--- TASK DIRECTIONS ---
Restate, word for word, all of the material shown below.
-- begin INFORMATION SHOWN --
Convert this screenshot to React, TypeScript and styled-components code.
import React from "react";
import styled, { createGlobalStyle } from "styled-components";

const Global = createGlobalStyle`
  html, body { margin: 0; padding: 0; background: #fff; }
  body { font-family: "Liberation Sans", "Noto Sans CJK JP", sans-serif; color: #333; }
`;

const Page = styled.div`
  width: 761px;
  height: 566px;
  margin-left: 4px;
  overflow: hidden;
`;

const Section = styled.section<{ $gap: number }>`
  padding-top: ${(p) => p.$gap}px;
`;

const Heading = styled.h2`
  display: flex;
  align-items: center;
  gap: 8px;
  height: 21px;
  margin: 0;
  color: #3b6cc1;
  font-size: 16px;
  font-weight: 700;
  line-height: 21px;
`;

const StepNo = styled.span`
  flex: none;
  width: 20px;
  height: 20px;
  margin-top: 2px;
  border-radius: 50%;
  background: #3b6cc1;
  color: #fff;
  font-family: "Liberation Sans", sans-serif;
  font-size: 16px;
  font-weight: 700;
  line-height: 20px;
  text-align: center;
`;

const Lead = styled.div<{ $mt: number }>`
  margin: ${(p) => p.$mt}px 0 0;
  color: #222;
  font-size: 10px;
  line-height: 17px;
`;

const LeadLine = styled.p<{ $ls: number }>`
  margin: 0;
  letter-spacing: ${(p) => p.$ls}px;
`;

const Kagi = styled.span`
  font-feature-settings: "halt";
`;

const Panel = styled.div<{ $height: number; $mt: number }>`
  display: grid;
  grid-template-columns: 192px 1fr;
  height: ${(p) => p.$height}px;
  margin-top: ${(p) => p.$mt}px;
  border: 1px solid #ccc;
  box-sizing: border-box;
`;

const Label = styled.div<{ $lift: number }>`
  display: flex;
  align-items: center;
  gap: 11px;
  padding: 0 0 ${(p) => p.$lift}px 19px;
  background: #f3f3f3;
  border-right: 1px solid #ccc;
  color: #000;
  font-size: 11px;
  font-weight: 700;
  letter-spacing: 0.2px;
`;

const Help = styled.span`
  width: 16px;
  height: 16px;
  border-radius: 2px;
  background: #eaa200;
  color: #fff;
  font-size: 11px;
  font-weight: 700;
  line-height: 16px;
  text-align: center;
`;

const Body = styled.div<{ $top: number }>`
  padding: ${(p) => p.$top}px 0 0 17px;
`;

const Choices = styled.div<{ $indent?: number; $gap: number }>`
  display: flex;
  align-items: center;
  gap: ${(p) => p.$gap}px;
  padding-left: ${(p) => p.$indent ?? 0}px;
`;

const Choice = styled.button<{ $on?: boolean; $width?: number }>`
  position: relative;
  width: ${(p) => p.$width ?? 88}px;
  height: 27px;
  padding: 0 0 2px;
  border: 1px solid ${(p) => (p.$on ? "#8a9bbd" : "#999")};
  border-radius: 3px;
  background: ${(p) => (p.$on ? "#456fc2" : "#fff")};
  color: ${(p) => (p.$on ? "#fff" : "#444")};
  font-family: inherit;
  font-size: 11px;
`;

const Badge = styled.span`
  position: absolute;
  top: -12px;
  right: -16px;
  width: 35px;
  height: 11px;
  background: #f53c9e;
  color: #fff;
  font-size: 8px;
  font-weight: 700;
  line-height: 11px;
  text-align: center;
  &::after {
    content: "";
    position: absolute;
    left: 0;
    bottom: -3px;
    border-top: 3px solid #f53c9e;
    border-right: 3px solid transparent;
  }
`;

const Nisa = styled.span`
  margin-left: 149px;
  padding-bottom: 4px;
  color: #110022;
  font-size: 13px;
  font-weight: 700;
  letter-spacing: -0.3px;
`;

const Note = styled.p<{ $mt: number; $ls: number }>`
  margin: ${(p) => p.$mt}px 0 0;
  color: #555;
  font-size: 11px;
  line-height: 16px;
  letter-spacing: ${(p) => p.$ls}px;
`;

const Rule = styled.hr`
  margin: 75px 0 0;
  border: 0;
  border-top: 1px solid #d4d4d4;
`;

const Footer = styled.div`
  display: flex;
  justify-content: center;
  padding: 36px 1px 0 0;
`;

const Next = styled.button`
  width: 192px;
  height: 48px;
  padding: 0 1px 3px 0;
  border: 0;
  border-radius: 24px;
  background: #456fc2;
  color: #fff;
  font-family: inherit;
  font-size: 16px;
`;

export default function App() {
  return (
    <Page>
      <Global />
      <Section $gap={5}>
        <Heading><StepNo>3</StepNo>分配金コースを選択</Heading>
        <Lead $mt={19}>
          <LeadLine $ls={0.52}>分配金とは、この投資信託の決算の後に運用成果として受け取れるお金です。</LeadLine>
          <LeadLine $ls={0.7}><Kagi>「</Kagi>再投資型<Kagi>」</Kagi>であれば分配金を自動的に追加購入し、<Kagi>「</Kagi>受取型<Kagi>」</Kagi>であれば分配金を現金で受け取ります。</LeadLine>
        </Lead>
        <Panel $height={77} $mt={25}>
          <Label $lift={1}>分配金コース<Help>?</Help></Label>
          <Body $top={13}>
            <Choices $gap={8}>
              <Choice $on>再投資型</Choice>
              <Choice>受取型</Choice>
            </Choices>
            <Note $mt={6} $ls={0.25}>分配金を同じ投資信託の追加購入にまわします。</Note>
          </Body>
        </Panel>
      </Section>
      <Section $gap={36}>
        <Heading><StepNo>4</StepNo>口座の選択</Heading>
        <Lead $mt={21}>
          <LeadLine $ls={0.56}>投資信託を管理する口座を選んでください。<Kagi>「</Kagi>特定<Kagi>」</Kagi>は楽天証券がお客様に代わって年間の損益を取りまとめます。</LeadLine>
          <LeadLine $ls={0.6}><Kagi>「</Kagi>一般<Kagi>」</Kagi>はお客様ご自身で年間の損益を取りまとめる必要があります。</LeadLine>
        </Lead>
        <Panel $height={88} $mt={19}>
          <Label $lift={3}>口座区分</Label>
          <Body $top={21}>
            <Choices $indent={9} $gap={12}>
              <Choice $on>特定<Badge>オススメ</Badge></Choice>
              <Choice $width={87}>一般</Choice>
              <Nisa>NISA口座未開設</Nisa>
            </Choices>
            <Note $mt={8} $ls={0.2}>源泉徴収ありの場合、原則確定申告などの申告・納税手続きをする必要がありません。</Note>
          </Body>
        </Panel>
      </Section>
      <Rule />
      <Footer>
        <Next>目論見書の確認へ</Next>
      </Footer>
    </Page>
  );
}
-- end INFORMATION SHOWN --
--- RESULT OF THIS EXERCISE ---
Convert this screenshot to React, TypeScript and styled-components code.
import React from "react";
import styled, { createGlobalStyle } from "styled-components";

const Global = createGlobalStyle`
  html, body { margin: 0; padding: 0; background: #fff; }
  body { font-family: "Liberation Sans", "Noto Sans CJK JP", sans-serif; color: #333; }
`;

const Page = styled.div`
  width: 761px;
  height: 566px;
  margin-left: 4px;
  overflow: hidden;
`;

const Section = styled.section<{ $gap: number }>`
  padding-top: ${(p) => p.$gap}px;
`;

const Heading = styled.h2`
  display: flex;
  align-items: center;
  gap: 8px;
  height: 21px;
  margin: 0;
  color: #3b6cc1;
  font-size: 16px;
  font-weight: 700;
  line-height: 21px;
`;

const StepNo = styled.span`
  flex: none;
  width: 20px;
  height: 20px;
  margin-top: 2px;
  border-radius: 50%;
  background: #3b6cc1;
  color: #fff;
  font-family: "Liberation Sans", sans-serif;
  font-size: 16px;
  font-weight: 700;
  line-height: 20px;
  text-align: center;
`;

const Lead = styled.div<{ $mt: number }>`
  margin: ${(p) => p.$mt}px 0 0;
  color: #222;
  font-size: 10px;
  line-height: 17px;
`;

const LeadLine = styled.p<{ $ls: number }>`
  margin: 0;
  letter-spacing: ${(p) => p.$ls}px;
`;

const Kagi = styled.span`
  font-feature-settings: "halt";
`;

const Panel = styled.div<{ $height: number; $mt: number }>`
  display: grid;
  grid-template-columns: 192px 1fr;
  height: ${(p) => p.$height}px;
  margin-top: ${(p) => p.$mt}px;
  border: 1px solid #ccc;
  box-sizing: border-box;
`;

const Label = styled.div<{ $lift: number }>`
  display: flex;
  align-items: center;
  gap: 11px;
  padding: 0 0 ${(p) => p.$lift}px 19px;
  background: #f3f3f3;
  border-right: 1px solid #ccc;
  color: #000;
  font-size: 11px;
  font-weight: 700;
  letter-spacing: 0.2px;
`;

const Help = styled.span`
  width: 16px;
  height: 16px;
  border-radius: 2px;
  background: #eaa200;
  color: #fff;
  font-size: 11px;
  font-weight: 700;
  line-height: 16px;
  text-align: center;
`;

const Body = styled.div<{ $top: number }>`
  padding: ${(p) => p.$top}px 0 0 17px;
`;

const Choices = styled.div<{ $indent?: number; $gap: number }>`
  display: flex;
  align-items: center;
  gap: ${(p) => p.$gap}px;
  padding-left: ${(p) => p.$indent ?? 0}px;
`;

const Choice = styled.button<{ $on?: boolean; $width?: number }>`
  position: relative;
  width: ${(p) => p.$width ?? 88}px;
  height: 27px;
  padding: 0 0 2px;
  border: 1px solid ${(p) => (p.$on ? "#8a9bbd" : "#999")};
  border-radius: 3px;
  background: ${(p) => (p.$on ? "#456fc2" : "#fff")};
  color: ${(p) => (p.$on ? "#fff" : "#444")};
  font-family: inherit;
  font-size: 11px;
`;

const Badge = styled.span`
  position: absolute;
  top: -12px;
  right: -16px;
  width: 35px;
  height: 11px;
  background: #f53c9e;
  color: #fff;
  font-size: 8px;
  font-weight: 700;
  line-height: 11px;
  text-align: center;
  &::after {
    content: "";
    position: absolute;
    left: 0;
    bottom: -3px;
    border-top: 3px solid #f53c9e;
    border-right: 3px solid transparent;
  }
`;

const Nisa = styled.span`
  margin-left: 149px;
  padding-bottom: 4px;
  color: #110022;
  font-size: 13px;
  font-weight: 700;
  letter-spacing: -0.3px;
`;

const Note = styled.p<{ $mt: number; $ls: number }>`
  margin: ${(p) => p.$mt}px 0 0;
  color: #555;
  font-size: 11px;
  line-height: 16px;
  letter-spacing: ${(p) => p.$ls}px;
`;

const Rule = styled.hr`
  margin: 75px 0 0;
  border: 0;
  border-top: 1px solid #d4d4d4;
`;

const Footer = styled.div`
  display: flex;
  justify-content: center;
  padding: 36px 1px 0 0;
`;

const Next = styled.button`
  width: 192px;
  height: 48px;
  padding: 0 1px 3px 0;
  border: 0;
  border-radius: 24px;
  background: #456fc2;
  color: #fff;
  font-family: inherit;
  font-size: 16px;
`;

export default function App() {
  return (
    <Page>
      <Global />
      <Section $gap={5}>
        <Heading><StepNo>3</StepNo>分配金コースを選択</Heading>
        <Lead $mt={19}>
          <LeadLine $ls={0.52}>分配金とは、この投資信託の決算の後に運用成果として受け取れるお金です。</LeadLine>
          <LeadLine $ls={0.7}><Kagi>「</Kagi>再投資型<Kagi>」</Kagi>であれば分配金を自動的に追加購入し、<Kagi>「</Kagi>受取型<Kagi>」</Kagi>であれば分配金を現金で受け取ります。</LeadLine>
        </Lead>
        <Panel $height={77} $mt={25}>
          <Label $lift={1}>分配金コース<Help>?</Help></Label>
          <Body $top={13}>
            <Choices $gap={8}>
              <Choice $on>再投資型</Choice>
              <Choice>受取型</Choice>
            </Choices>
            <Note $mt={6} $ls={0.25}>分配金を同じ投資信託の追加購入にまわします。</Note>
          </Body>
        </Panel>
      </Section>
      <Section $gap={36}>
        <Heading><StepNo>4</StepNo>口座の選択</Heading>
        <Lead $mt={21}>
          <LeadLine $ls={0.56}>投資信託を管理する口座を選んでください。<Kagi>「</Kagi>特定<Kagi>」</Kagi>は楽天証券がお客様に代わって年間の損益を取りまとめます。</LeadLine>
          <LeadLine $ls={0.6}><Kagi>「</Kagi>一般<Kagi>」</Kagi>はお客様ご自身で年間の損益を取りまとめる必要があります。</LeadLine>
        </Lead>
        <Panel $height={88} $mt={19}>
          <Label $lift={3}>口座区分</Label>
          <Body $top={21}>
            <Choices $indent={9} $gap={12}>
              <Choice $on>特定<Badge>オススメ</Badge></Choice>
              <Choice $width={87}>一般</Choice>
              <Nisa>NISA口座未開設</Nisa>
            </Choices>
            <Note $mt={8} $ls={0.2}>源泉徴収ありの場合、原則確定申告などの申告・納税手続きをする必要がありません。</Note>
          </Body>
        </Panel>
      </Section>
      <Rule />
      <Footer>
        <Next>目論見書の確認へ</Next>
      </Footer>
    </Page>
  );
}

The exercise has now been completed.